◆ DESCRIPTION OF THE TASK ◆
Once the pictures are set aside, transcribe the remaining data exactly.

◆ DATASET CONTENT ◆
◇ ◇ ◇

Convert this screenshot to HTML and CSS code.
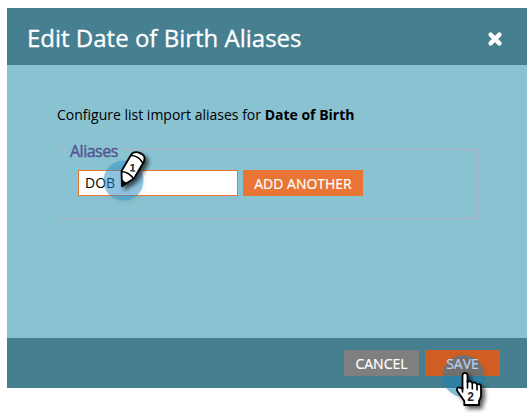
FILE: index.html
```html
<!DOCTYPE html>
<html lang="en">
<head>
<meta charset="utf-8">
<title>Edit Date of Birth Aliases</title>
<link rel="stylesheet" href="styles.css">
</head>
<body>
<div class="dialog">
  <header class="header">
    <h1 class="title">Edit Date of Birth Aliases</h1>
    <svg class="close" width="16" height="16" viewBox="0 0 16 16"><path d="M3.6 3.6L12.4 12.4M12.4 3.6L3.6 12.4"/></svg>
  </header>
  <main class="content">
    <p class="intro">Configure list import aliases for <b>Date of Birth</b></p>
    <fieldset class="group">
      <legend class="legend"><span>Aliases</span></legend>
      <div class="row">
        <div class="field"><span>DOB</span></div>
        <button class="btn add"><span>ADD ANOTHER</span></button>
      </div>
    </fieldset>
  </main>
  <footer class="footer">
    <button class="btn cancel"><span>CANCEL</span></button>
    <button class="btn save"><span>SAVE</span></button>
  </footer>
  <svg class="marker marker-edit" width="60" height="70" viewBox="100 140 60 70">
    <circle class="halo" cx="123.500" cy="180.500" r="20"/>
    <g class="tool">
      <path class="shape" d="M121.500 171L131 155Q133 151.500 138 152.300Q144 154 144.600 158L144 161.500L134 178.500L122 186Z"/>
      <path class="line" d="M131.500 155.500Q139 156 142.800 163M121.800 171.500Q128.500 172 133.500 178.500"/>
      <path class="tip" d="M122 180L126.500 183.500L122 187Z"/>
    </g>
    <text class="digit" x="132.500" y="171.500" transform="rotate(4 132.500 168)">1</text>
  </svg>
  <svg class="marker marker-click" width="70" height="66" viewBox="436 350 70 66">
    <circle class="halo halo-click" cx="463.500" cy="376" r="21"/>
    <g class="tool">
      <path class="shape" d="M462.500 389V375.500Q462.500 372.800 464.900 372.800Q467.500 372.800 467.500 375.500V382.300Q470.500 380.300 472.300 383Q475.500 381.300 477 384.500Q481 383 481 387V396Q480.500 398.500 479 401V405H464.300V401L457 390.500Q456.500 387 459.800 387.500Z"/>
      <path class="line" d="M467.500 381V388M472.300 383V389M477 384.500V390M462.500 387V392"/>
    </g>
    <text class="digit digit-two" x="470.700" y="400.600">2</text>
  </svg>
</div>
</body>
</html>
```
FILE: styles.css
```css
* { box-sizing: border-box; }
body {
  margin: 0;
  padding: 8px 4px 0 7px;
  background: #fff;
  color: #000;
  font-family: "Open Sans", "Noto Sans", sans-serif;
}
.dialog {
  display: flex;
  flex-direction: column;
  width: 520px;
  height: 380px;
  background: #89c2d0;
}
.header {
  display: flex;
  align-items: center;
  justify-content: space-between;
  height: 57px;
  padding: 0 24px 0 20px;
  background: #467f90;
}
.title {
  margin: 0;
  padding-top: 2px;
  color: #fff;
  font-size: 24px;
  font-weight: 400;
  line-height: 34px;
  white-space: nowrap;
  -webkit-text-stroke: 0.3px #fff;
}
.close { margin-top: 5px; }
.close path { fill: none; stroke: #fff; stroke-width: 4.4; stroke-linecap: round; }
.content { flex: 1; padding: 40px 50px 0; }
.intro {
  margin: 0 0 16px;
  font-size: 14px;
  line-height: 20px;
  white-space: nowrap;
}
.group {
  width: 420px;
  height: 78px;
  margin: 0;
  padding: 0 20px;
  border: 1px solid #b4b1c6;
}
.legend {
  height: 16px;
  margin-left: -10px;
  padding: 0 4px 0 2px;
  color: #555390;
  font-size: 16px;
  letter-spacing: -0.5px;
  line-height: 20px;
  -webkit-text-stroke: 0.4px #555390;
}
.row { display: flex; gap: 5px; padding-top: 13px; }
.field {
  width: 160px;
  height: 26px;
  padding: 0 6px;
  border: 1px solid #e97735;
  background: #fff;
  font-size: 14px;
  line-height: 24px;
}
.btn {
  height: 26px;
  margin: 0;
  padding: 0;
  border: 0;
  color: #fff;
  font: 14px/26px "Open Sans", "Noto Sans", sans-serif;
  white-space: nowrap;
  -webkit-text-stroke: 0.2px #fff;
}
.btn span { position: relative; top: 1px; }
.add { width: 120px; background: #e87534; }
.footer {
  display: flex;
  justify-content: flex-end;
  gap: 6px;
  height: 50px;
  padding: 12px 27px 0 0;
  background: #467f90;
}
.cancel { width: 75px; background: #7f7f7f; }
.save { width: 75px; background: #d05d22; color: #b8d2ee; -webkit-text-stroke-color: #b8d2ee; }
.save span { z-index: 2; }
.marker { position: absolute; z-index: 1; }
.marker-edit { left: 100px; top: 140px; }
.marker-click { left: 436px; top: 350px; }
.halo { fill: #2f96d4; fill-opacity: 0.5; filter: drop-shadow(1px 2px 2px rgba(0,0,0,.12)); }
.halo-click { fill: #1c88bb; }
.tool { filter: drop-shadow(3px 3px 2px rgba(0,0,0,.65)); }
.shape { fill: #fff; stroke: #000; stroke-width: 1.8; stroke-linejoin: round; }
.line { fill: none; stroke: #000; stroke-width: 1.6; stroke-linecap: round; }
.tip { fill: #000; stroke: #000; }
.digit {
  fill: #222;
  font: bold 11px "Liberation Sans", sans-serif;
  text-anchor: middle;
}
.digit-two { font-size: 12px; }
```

◇ ◇ ◇

◆ ANSWER BELOW ◆
Convert this screenshot to HTML and CSS code.
FILE: index.html
```html
<!DOCTYPE html>
<html lang="en">
<head>
<meta charset="utf-8">
<title>Edit Date of Birth Aliases</title>
<link rel="stylesheet" href="styles.css">
</head>
<body>
<div class="dialog">
  <header class="header">
    <h1 class="title">Edit Date of Birth Aliases</h1>
    <svg class="close" width="16" height="16" viewBox="0 0 16 16"><path d="M3.6 3.6L12.4 12.4M12.4 3.6L3.6 12.4"/></svg>
  </header>
  <main class="content">
    <p class="intro">Configure list import aliases for <b>Date of Birth</b></p>
    <fieldset class="group">
      <legend class="legend"><span>Aliases</span></legend>
      <div class="row">
        <div class="field"><span>DOB</span></div>
        <button class="btn add"><span>ADD ANOTHER</span></button>
      </div>
    </fieldset>
  </main>
  <footer class="footer">
    <button class="btn cancel"><span>CANCEL</span></button>
    <button class="btn save"><span>SAVE</span></button>
  </footer>
  <svg class="marker marker-edit" width="60" height="70" viewBox="100 140 60 70">
    <circle class="halo" cx="123.500" cy="180.500" r="20"/>
    <g class="tool">
      <path class="shape" d="M121.500 171L131 155Q133 151.500 138 152.300Q144 154 144.600 158L144 161.500L134 178.500L122 186Z"/>
      <path class="line" d="M131.500 155.500Q139 156 142.800 163M121.800 171.500Q128.500 172 133.500 178.500"/>
      <path class="tip" d="M122 180L126.500 183.500L122 187Z"/>
    </g>
    <text class="digit" x="132.500" y="171.500" transform="rotate(4 132.500 168)">1</text>
  </svg>
  <svg class="marker marker-click" width="70" height="66" viewBox="436 350 70 66">
    <circle class="halo halo-click" cx="463.500" cy="376" r="21"/>
    <g class="tool">
      <path class="shape" d="M462.500 389V375.500Q462.500 372.800 464.900 372.800Q467.500 372.800 467.500 375.500V382.300Q470.500 380.300 472.300 383Q475.500 381.300 477 384.500Q481 383 481 387V396Q480.500 398.500 479 401V405H464.300V401L457 390.500Q456.500 387 459.800 387.500Z"/>
      <path class="line" d="M467.500 381V388M472.300 383V389M477 384.500V390M462.500 387V392"/>
    </g>
    <text class="digit digit-two" x="470.700" y="400.600">2</text>
  </svg>
</div>
</body>
</html>
```
FILE: styles.css
```css
* { box-sizing: border-box; }
body {
  margin: 0;
  padding: 8px 4px 0 7px;
  background: #fff;
  color: #000;
  font-family: "Open Sans", "Noto Sans", sans-serif;
}
.dialog {
  display: flex;
  flex-direction: column;
  width: 520px;
  height: 380px;
  background: #89c2d0;
}
.header {
  display: flex;
  align-items: center;
  justify-content: space-between;
  height: 57px;
  padding: 0 24px 0 20px;
  background: #467f90;
}
.title {
  margin: 0;
  padding-top: 2px;
  color: #fff;
  font-size: 24px;
  font-weight: 400;
  line-height: 34px;
  white-space: nowrap;
  -webkit-text-stroke: 0.3px #fff;
}
.close { margin-top: 5px; }
.close path { fill: none; stroke: #fff; stroke-width: 4.4; stroke-linecap: round; }
.content { flex: 1; padding: 40px 50px 0; }
.intro {
  margin: 0 0 16px;
  font-size: 14px;
  line-height: 20px;
  white-space: nowrap;
}
.group {
  width: 420px;
  height: 78px;
  margin: 0;
  padding: 0 20px;
  border: 1px solid #b4b1c6;
}
.legend {
  height: 16px;
  margin-left: -10px;
  padding: 0 4px 0 2px;
  color: #555390;
  font-size: 16px;
  letter-spacing: -0.5px;
  line-height: 20px;
  -webkit-text-stroke: 0.4px #555390;
}
.row { display: flex; gap: 5px; padding-top: 13px; }
.field {
  width: 160px;
  height: 26px;
  padding: 0 6px;
  border: 1px solid #e97735;
  background: #fff;
  font-size: 14px;
  line-height: 24px;
}
.btn {
  height: 26px;
  margin: 0;
  padding: 0;
  border: 0;
  color: #fff;
  font: 14px/26px "Open Sans", "Noto Sans", sans-serif;
  white-space: nowrap;
  -webkit-text-stroke: 0.2px #fff;
}
.btn span { position: relative; top: 1px; }
.add { width: 120px; background: #e87534; }
.footer {
  display: flex;
  justify-content: flex-end;
  gap: 6px;
  height: 50px;
  padding: 12px 27px 0 0;
  background: #467f90;
}
.cancel { width: 75px; background: #7f7f7f; }
.save { width: 75px; background: #d05d22; color: #b8d2ee; -webkit-text-stroke-color: #b8d2ee; }
.save span { z-index: 2; }
.marker { position: absolute; z-index: 1; }
.marker-edit { left: 100px; top: 140px; }
.marker-click { left: 436px; top: 350px; }
.halo { fill: #2f96d4; fill-opacity: 0.5; filter: drop-shadow(1px 2px 2px rgba(0,0,0,.12)); }
.halo-click { fill: #1c88bb; }
.tool { filter: drop-shadow(3px 3px 2px rgba(0,0,0,.65)); }
.shape { fill: #fff; stroke: #000; stroke-width: 1.8; stroke-linejoin: round; }
.line { fill: none; stroke: #000; stroke-width: 1.6; stroke-linecap: round; }
.tip { fill: #000; stroke: #000; }
.digit {
  fill: #222;
  font: bold 11px "Liberation Sans", sans-serif;
  text-anchor: middle;
}
.digit-two { font-size: 12px; }
```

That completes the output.